**Required task:** Every line below should be copied exactly; drop the pictures.

**Data provided:**
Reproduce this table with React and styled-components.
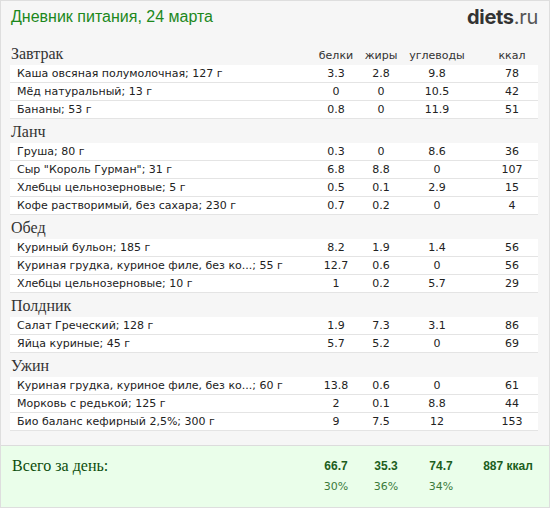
import React from "react";
import styled, { createGlobalStyle } from "styled-components";

const GlobalStyle = createGlobalStyle`
  html, body {
    margin: 0;
    padding: 0;
    background: #ffffff;
  }
`;

const Page = styled.div`
  box-sizing: border-box;
  width: 550px;
  height: 508px;
  border: 1px solid #dedede;
  background-color: #f6f6f6;
  display: flex;
  flex-direction: column;
  font-family: "DejaVu Sans", Verdana, sans-serif;
  color: #222;
`;

const Content = styled.div`
  padding: 4px 11px 0 9px;
`;

const TitleBar = styled.div`
  display: flex;
  justify-content: space-between;
  align-items: center;
  height: 24px;
  margin-bottom: 12px;
`;

const Title = styled.div`
  font-family: "Liberation Sans", Arial, sans-serif;
  font-size: 16px;
  color: #1c881c;
  padding-left: 1px;
`;

const Logo = styled.div`
  font-family: Inter, "Open Sans", sans-serif;
  font-size: 20px;
  letter-spacing: -0.3px;
  color: #333;
  b {
    font-weight: 700;
  }
  span {
    font-weight: 400;
    color: #555;
  }
`;

const grid = `
  display: grid;
  grid-template-columns: 1fr 44px 46px 66px 68px;
  align-items: center;
`;

const SectionHead = styled.div`
  ${grid}
  height: 24px;
`;

const SectionName = styled.div`
  font-family: "Liberation Serif", "Times New Roman", serif;
  font-size: 16px;
  color: #333;
  line-height: 24px;
  padding-left: 1px;
  padding-top: 1px;
`;

const ColLabel = styled.div`
  font-size: 11px;
  color: #333;
  text-align: center;
  padding-left: ${(p) => (p.$last ? "16px" : "0")};
  padding-top: 3px;
`;

const Row = styled.div`
  ${grid}
  height: 17px;
  background: #fff;
  border-bottom: 1px solid #e4e4e4;
  font-size: 11px;
`;

const Name = styled.div`
  padding-left: 7px;
  white-space: nowrap;
  overflow: hidden;
`;

const Cell = styled.div`
  text-align: center;
  padding-left: ${(p) => (p.$last ? "16px" : "0")};
`;

const Footer = styled.div`
  flex: 1;
  margin-top: 14px;
  border-top: 1px solid #dcdcdc;
  background: #eafeea;
  padding: 11px 1px 0 10px;
`;

const FooterLine = styled.div`
  display: grid;
  grid-template-columns: 1fr 44px 56px 54px 80px;
  align-items: center;
  height: 18px;
  margin-bottom: 2px;
`;

const TotalLabel = styled.div`
  font-family: "Liberation Serif", "Times New Roman", serif;
  font-size: 16px;
  color: #0c4d0c;
  padding-left: 1px;
`;

const TotalValue = styled.div`
  font-family: "Liberation Sans", Arial, sans-serif;
  font-weight: 700;
  font-size: 12px;
  color: #1d5e1d;
  text-align: center;
`;

const Percent = styled.div`
  font-size: 11px;
  color: #3b7b3b;
  text-align: center;
`;

const meals = [
  {
    title: "Завтрак",
    items: [
      ["Каша овсяная полумолочная; 127 г", "3.3", "2.8", "9.8", "78"],
      ["Мёд натуральный; 13 г", "0", "0", "10.5", "42"],
      ["Бананы; 53 г", "0.8", "0", "11.9", "51"],
    ],
  },
  {
    title: "Ланч",
    items: [
      ["Груша; 80 г", "0.3", "0", "8.6", "36"],
      ['Сыр "Король Гурман"; 31 г', "6.8", "8.8", "0", "107"],
      ["Хлебцы цельнозерновые; 5 г", "0.5", "0.1", "2.9", "15"],
      ["Кофе растворимый, без сахара; 230 г", "0.7", "0.2", "0", "4"],
    ],
  },
  {
    title: "Обед",
    items: [
      ["Куриный бульон; 185 г", "8.2", "1.9", "1.4", "56"],
      ["Куриная грудка, куриное филе, без ко...; 55 г", "12.7", "0.6", "0", "56"],
      ["Хлебцы цельнозерновые; 10 г", "1", "0.2", "5.7", "29"],
    ],
  },
  {
    title: "Полдник",
    items: [
      ["Салат Греческий; 128 г", "1.9", "7.3", "3.1", "86"],
      ["Яйца куриные; 45 г", "5.7", "5.2", "0", "69"],
    ],
  },
  {
    title: "Ужин",
    items: [
      ["Куриная грудка, куриное филе, без ко...; 60 г", "13.8", "0.6", "0", "61"],
      ["Морковь с редькой; 125 г", "2", "0.1", "8.8", "44"],
      ["Био баланс кефирный 2,5%; 300 г", "9", "7.5", "12", "153"],
    ],
  },
];

const App = () => (
  <>
    <GlobalStyle />
    <Page>
      <Content>
        <TitleBar>
          <Title>Дневник питания, 24 марта</Title>
          <Logo>
            <b>diets</b>
            <span>.ru</span>
          </Logo>
        </TitleBar>
        {meals.map((meal, i) => (
          <div key={meal.title}>
            <SectionHead>
              <SectionName>{meal.title}</SectionName>
              {i === 0 && (
                <>
                  <ColLabel>белки</ColLabel>
                  <ColLabel>жиры</ColLabel>
                  <ColLabel>углеводы</ColLabel>
                  <ColLabel $last>ккал</ColLabel>
                </>
              )}
            </SectionHead>
            {meal.items.map((it, j) => (
              <Row key={j}>
                <Name>{it[0]}</Name>
                <Cell>{it[1]}</Cell>
                <Cell>{it[2]}</Cell>
                <Cell>{it[3]}</Cell>
                <Cell $last>{it[4]}</Cell>
              </Row>
            ))}
          </div>
        ))}
      </Content>
      <Footer>
        <FooterLine>
          <TotalLabel>Всего за день:</TotalLabel>
          <TotalValue>66.7</TotalValue>
          <TotalValue>35.3</TotalValue>
          <TotalValue>74.7</TotalValue>
          <TotalValue>887 ккал</TotalValue>
        </FooterLine>
        <FooterLine>
          <div />
          <Percent>30%</Percent>
          <Percent>36%</Percent>
          <Percent>34%</Percent>
          <div />
        </FooterLine>
      </Footer>
    </Page>
  </>
);

export default App;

**Result of this exercise:**
Reproduce this table with React and styled-components.
import React from "react";
import styled, { createGlobalStyle } from "styled-components";

const GlobalStyle = createGlobalStyle`
  html, body {
    margin: 0;
    padding: 0;
    background: #ffffff;
  }
`;

const Page = styled.div`
  box-sizing: border-box;
  width: 550px;
  height: 508px;
  border: 1px solid #dedede;
  background-color: #f6f6f6;
  display: flex;
  flex-direction: column;
  font-family: "DejaVu Sans", Verdana, sans-serif;
  color: #222;
`;

const Content = styled.div`
  padding: 4px 11px 0 9px;
`;

const TitleBar = styled.div`
  display: flex;
  justify-content: space-between;
  align-items: center;
  height: 24px;
  margin-bottom: 12px;
`;

const Title = styled.div`
  font-family: "Liberation Sans", Arial, sans-serif;
  font-size: 16px;
  color: #1c881c;
  padding-left: 1px;
`;

const Logo = styled.div`
  font-family: Inter, "Open Sans", sans-serif;
  font-size: 20px;
  letter-spacing: -0.3px;
  color: #333;
  b {
    font-weight: 700;
  }
  span {
    font-weight: 400;
    color: #555;
  }
`;

const grid = `
  display: grid;
  grid-template-columns: 1fr 44px 46px 66px 68px;
  align-items: center;
`;

const SectionHead = styled.div`
  ${grid}
  height: 24px;
`;

const SectionName = styled.div`
  font-family: "Liberation Serif", "Times New Roman", serif;
  font-size: 16px;
  color: #333;
  line-height: 24px;
  padding-left: 1px;
  padding-top: 1px;
`;

const ColLabel = styled.div`
  font-size: 11px;
  color: #333;
  text-align: center;
  padding-left: ${(p) => (p.$last ? "16px" : "0")};
  padding-top: 3px;
`;

const Row = styled.div`
  ${grid}
  height: 17px;
  background: #fff;
  border-bottom: 1px solid #e4e4e4;
  font-size: 11px;
`;

const Name = styled.div`
  padding-left: 7px;
  white-space: nowrap;
  overflow: hidden;
`;

const Cell = styled.div`
  text-align: center;
  padding-left: ${(p) => (p.$last ? "16px" : "0")};
`;

const Footer = styled.div`
  flex: 1;
  margin-top: 14px;
  border-top: 1px solid #dcdcdc;
  background: #eafeea;
  padding: 11px 1px 0 10px;
`;

const FooterLine = styled.div`
  display: grid;
  grid-template-columns: 1fr 44px 56px 54px 80px;
  align-items: center;
  height: 18px;
  margin-bottom: 2px;
`;

const TotalLabel = styled.div`
  font-family: "Liberation Serif", "Times New Roman", serif;
  font-size: 16px;
  color: #0c4d0c;
  padding-left: 1px;
`;

const TotalValue = styled.div`
  font-family: "Liberation Sans", Arial, sans-serif;
  font-weight: 700;
  font-size: 12px;
  color: #1d5e1d;
  text-align: center;
`;

const Percent = styled.div`
  font-size: 11px;
  color: #3b7b3b;
  text-align: center;
`;

const meals = [
  {
    title: "Завтрак",
    items: [
      ["Каша овсяная полумолочная; 127 г", "3.3", "2.8", "9.8", "78"],
      ["Мёд натуральный; 13 г", "0", "0", "10.5", "42"],
      ["Бананы; 53 г", "0.8", "0", "11.9", "51"],
    ],
  },
  {
    title: "Ланч",
    items: [
      ["Груша; 80 г", "0.3", "0", "8.6", "36"],
      ['Сыр "Король Гурман"; 31 г', "6.8", "8.8", "0", "107"],
      ["Хлебцы цельнозерновые; 5 г", "0.5", "0.1", "2.9", "15"],
      ["Кофе растворимый, без сахара; 230 г", "0.7", "0.2", "0", "4"],
    ],
  },
  {
    title: "Обед",
    items: [
      ["Куриный бульон; 185 г", "8.2", "1.9", "1.4", "56"],
      ["Куриная грудка, куриное филе, без ко...; 55 г", "12.7", "0.6", "0", "56"],
      ["Хлебцы цельнозерновые; 10 г", "1", "0.2", "5.7", "29"],
    ],
  },
  {
    title: "Полдник",
    items: [
      ["Салат Греческий; 128 г", "1.9", "7.3", "3.1", "86"],
      ["Яйца куриные; 45 г", "5.7", "5.2", "0", "69"],
    ],
  },
  {
    title: "Ужин",
    items: [
      ["Куриная грудка, куриное филе, без ко...; 60 г", "13.8", "0.6", "0", "61"],
      ["Морковь с редькой; 125 г", "2", "0.1", "8.8", "44"],
      ["Био баланс кефирный 2,5%; 300 г", "9", "7.5", "12", "153"],
    ],
  },
];

const App = () => (
  <>
    <GlobalStyle />
    <Page>
      <Content>
        <TitleBar>
          <Title>Дневник питания, 24 марта</Title>
          <Logo>
            <b>diets</b>
            <span>.ru</span>
          </Logo>
        </TitleBar>
        {meals.map((meal, i) => (
          <div key={meal.title}>
            <SectionHead>
              <SectionName>{meal.title}</SectionName>
              {i === 0 && (
                <>
                  <ColLabel>белки</ColLabel>
                  <ColLabel>жиры</ColLabel>
                  <ColLabel>углеводы</ColLabel>
                  <ColLabel $last>ккал</ColLabel>
                </>
              )}
            </SectionHead>
            {meal.items.map((it, j) => (
              <Row key={j}>
                <Name>{it[0]}</Name>
                <Cell>{it[1]}</Cell>
                <Cell>{it[2]}</Cell>
                <Cell>{it[3]}</Cell>
                <Cell $last>{it[4]}</Cell>
              </Row>
            ))}
          </div>
        ))}
      </Content>
      <Footer>
        <FooterLine>
          <TotalLabel>Всего за день:</TotalLabel>
          <TotalValue>66.7</TotalValue>
          <TotalValue>35.3</TotalValue>
          <TotalValue>74.7</TotalValue>
          <TotalValue>887 ккал</TotalValue>
        </FooterLine>
        <FooterLine>
          <div />
          <Percent>30%</Percent>
          <Percent>36%</Percent>
          <Percent>34%</Percent>
          <div />
        </FooterLine>
      </Footer>
    </Page>
  </>
);

export default App;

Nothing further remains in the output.